In an April 5 Diverse Online article titled “FAMU Among Florida Colleges Targeted by Report for Massive Changes,” writer Blair S. Walker said the proposal could dramatically transform FAMU, which is renowned for its pharmacy school and MBA program.

“The issue is more from the state level,” Shabazz said. “We will address the Florida Board of Governors, who has influenced the SUS (State University System of Florida) and do not act in the best interest of the students.” He also said the University Board of Trustees does not adequately operate as the voice of the students and the faculty.

“This is a walk-out protest,” Shabazz said. “The reason I chose the protest at Lee Hall is because this marks the anniversary of the protest held April 10, 1996 where students addressed problems at the University.”

Shabazz and other students have worked since Monday, passing out flyers around campus to urge their peers to show up to protest wearing red T-shirts.

“The red T-shirts are for solidarity, and the red represents fire and passion for the University,” Shabazz said. “I have talked to a lot of students that showed interest and concern about the state of FAMU.”

Jamaal Fields, a fellow protester and organizer from Philadelphia, said, “If we get the students aware of the issue, then they’ll want to change it.”

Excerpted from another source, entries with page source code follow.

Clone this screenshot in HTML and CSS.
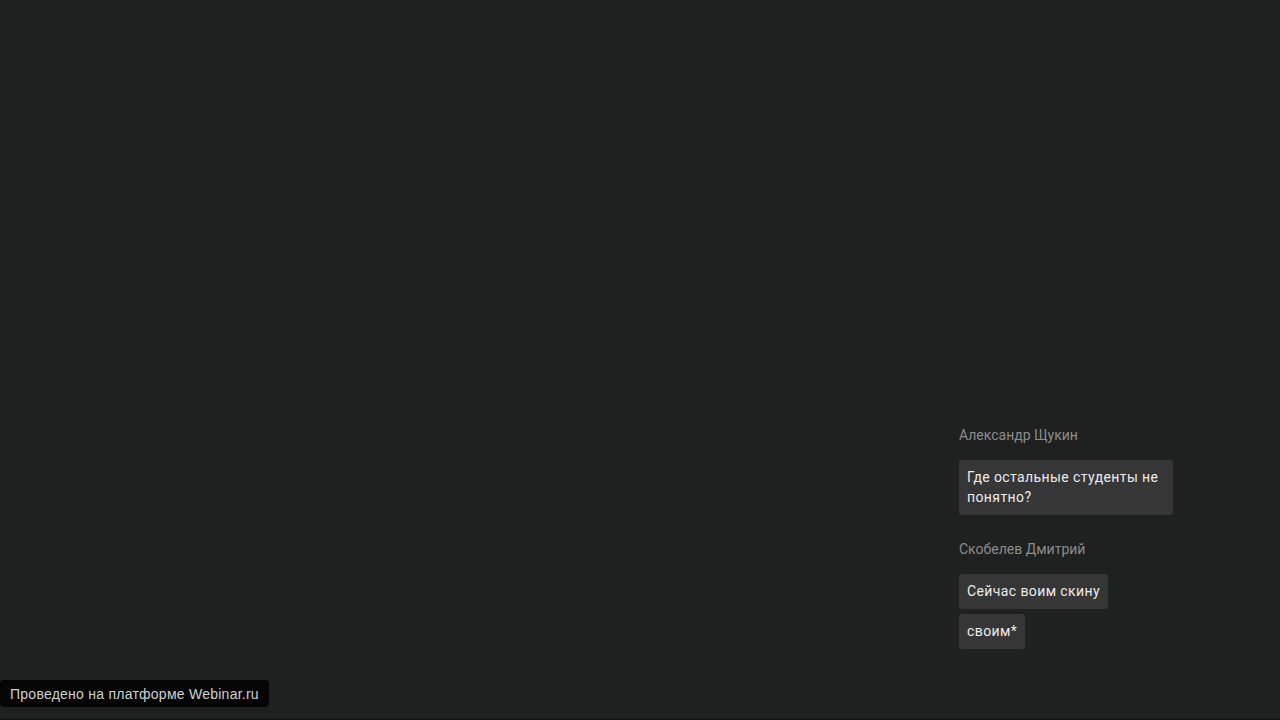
FILE: index.html
```html
<!DOCTYPE html>
<html lang="ru">
<head>
  <meta charset="UTF-8">
  <meta name="viewport" content="width=device-width, initial-scale=1.0">
  <title>Webinar</title>
  <link rel="stylesheet" href="styles.css">
</head>
<body>
  <div class="stage">
    <div class="chat">
      <div class="message-group">
        <div class="author">Александр Щукин</div>
        <div class="bubble">Где остальные студенты не понятно?</div>
      </div>
      <div class="message-group">
        <div class="author">Скобелев Дмитрий</div>
        <div class="bubble">Сейчас воим скину</div>
        <div class="bubble">своим*</div>
      </div>
    </div>
    <div class="platform-badge">Проведено на платформе Webinar.ru</div>
  </div>
</body>
</html>
```

FILE: styles.css
```css
* {
  box-sizing: border-box;
  margin: 0;
  padding: 0;
}
html, body {
  height: 100%;
}
body {
  background: #1f2020;
  font-family: Roboto, "Liberation Sans", sans-serif;
  font-size: 14px;
  line-height: 20px;
  overflow: hidden;
}
.stage {
  position: relative;
  height: 720px;
  border-bottom: 1px solid #111212;
  display: flex;
  justify-content: flex-end;
  align-items: flex-end;
  padding: 0 107px 70px 0;
}
.chat {
  width: 214px;
  display: flex;
  flex-direction: column;
  gap: 24px;
}
.message-group {
  display: flex;
  flex-direction: column;
  align-items: flex-start;
  gap: 5px;
}
.author {
  color: #8c8c8c;
  margin-bottom: 10px;
}
.bubble {
  background: #363636;
  color: #ececec;
  border-radius: 3px;
  padding: 7px 8px 8px;
  max-width: 214px;
  letter-spacing: 0.4px;
}
.platform-badge {
  position: absolute;
  left: 0;
  bottom: 12px;
  background: #050505;
  color: #cfcfcf;
  border-radius: 4px;
  padding: 4px 10px 3px;
  font-family: "Liberation Sans", Arial, sans-serif;
  font-size: 14px;
  line-height: 20px;
  letter-spacing: 0.25px;
}
```
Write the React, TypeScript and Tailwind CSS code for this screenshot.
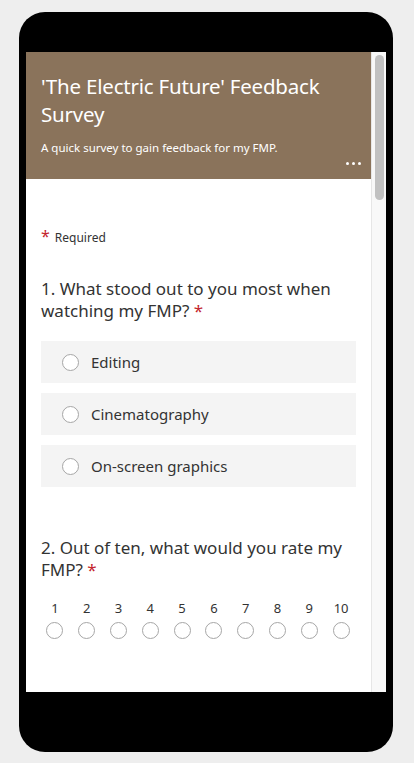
const options = ["Editing", "Cinematography", "On-screen graphics"];
const ratings = [1, 2, 3, 4, 5, 6, 7, 8, 9, 10];

function Radio() {
  return <span className="block w-[17px] h-[17px] rounded-full border border-[#a6a6a6] bg-white shrink-0" />;
}

export default function App() {
  return (
    <div className="min-h-[763px] bg-[#eeeeee] pt-3 px-[19px]" style={{ fontFamily: '"Noto Sans", "Open Sans", sans-serif' }}>
      <div className="w-[374px] h-[740px] bg-black rounded-[26px] pt-10 px-[7px]">
        <div className="h-[640px] flex bg-white overflow-hidden">
          <div className="w-[345px] shrink-0">
            {/* header */}
            <div className="h-[127px] bg-[#8a735b] px-[15px] pt-[20px] relative text-white">
              <h1 className="text-[20.5px] leading-[28px] tracking-[-0.2px]">'The Electric Future' Feedback Survey</h1>
              <p className="text-[11.5px] mt-[11px]">A quick survey to gain feedback for my FMP.</p>
              <div className="absolute right-[10px] bottom-[14px] flex gap-[3px]">
                <span className="w-[3px] h-[3px] rounded-full bg-white" />
                <span className="w-[3px] h-[3px] rounded-full bg-white" />
                <span className="w-[3px] h-[3px] rounded-full bg-white" />
              </div>
            </div>

            <div className="px-[15px] text-[#333333]">
              <div className="mt-[49px] flex items-center h-[18px]">
                <span className="text-[#c4262e] text-[16px] leading-[16px] mr-[5px] -mt-[3px]">*</span>
                <span className="text-[12px] leading-[16px] mt-[2px]">Required</span>
              </div>

              <p className="mt-[32px] text-[17px] leading-[22px]">
                1.&nbsp;What stood out to you most when watching my FMP? <span className="text-[#c4262e]">*</span>
              </p>

              <div className="mt-[19px] flex flex-col gap-[10px]">
                {options.map((o) => (
                  <div key={o} className="h-[42px] bg-[#f4f4f4] flex items-center pl-[21px] gap-[12px] text-[15px]">
                    <Radio />
                    <span>{o}</span>
                  </div>
                ))}
              </div>

              <p className="mt-[50px] text-[17px] leading-[22px]">
                2.&nbsp;Out of ten, what would you rate my FMP? <span className="text-[#c4262e]">*</span>
              </p>

              <div className="mt-[19px] -ml-[2px] grid grid-cols-10 w-[318px]">
                {ratings.map((r) => (
                  <div key={r} className="flex flex-col items-center gap-[6px]">
                    <span className="text-[13px] leading-[16px]">{r}</span>
                    <Radio />
                  </div>
                ))}
              </div>
            </div>
          </div>

          {/* scrollbar */}
          <div className="w-[15px] bg-[#f8f8f8] border-l border-[#e6e6e6] pt-[3px] flex justify-center">
            <div className="w-[9px] h-[145px] rounded-full bg-[#c1c1c1]" />
          </div>
        </div>
      </div>
    </div>
  );
}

Fields, 21, a third-year business student, said, “It’s an awareness thing. I think if we can just get out there and show the students that we are standing up for the school, they will, too.”

The organizers said they plan to attack the problems instead of making personal attacks on individuals.

“FAMU’s problem is lack of good leadership from all levels,” Shabazz said. “Basically, I see the protest as a history lesson. It’s going to constantly be that until we address the issues and hold the state responsible, and our selected leaders must do the job that they are in place to do by being the voice of the people.”

Shabazz said some students are concerned that by exposing the issues, the state will have more of a reason to target the school.

“The state is responsible for the problems the University is facing,” he said. “The state placed elected officials in office that don’t represent the people but who sweep matters under the rug.”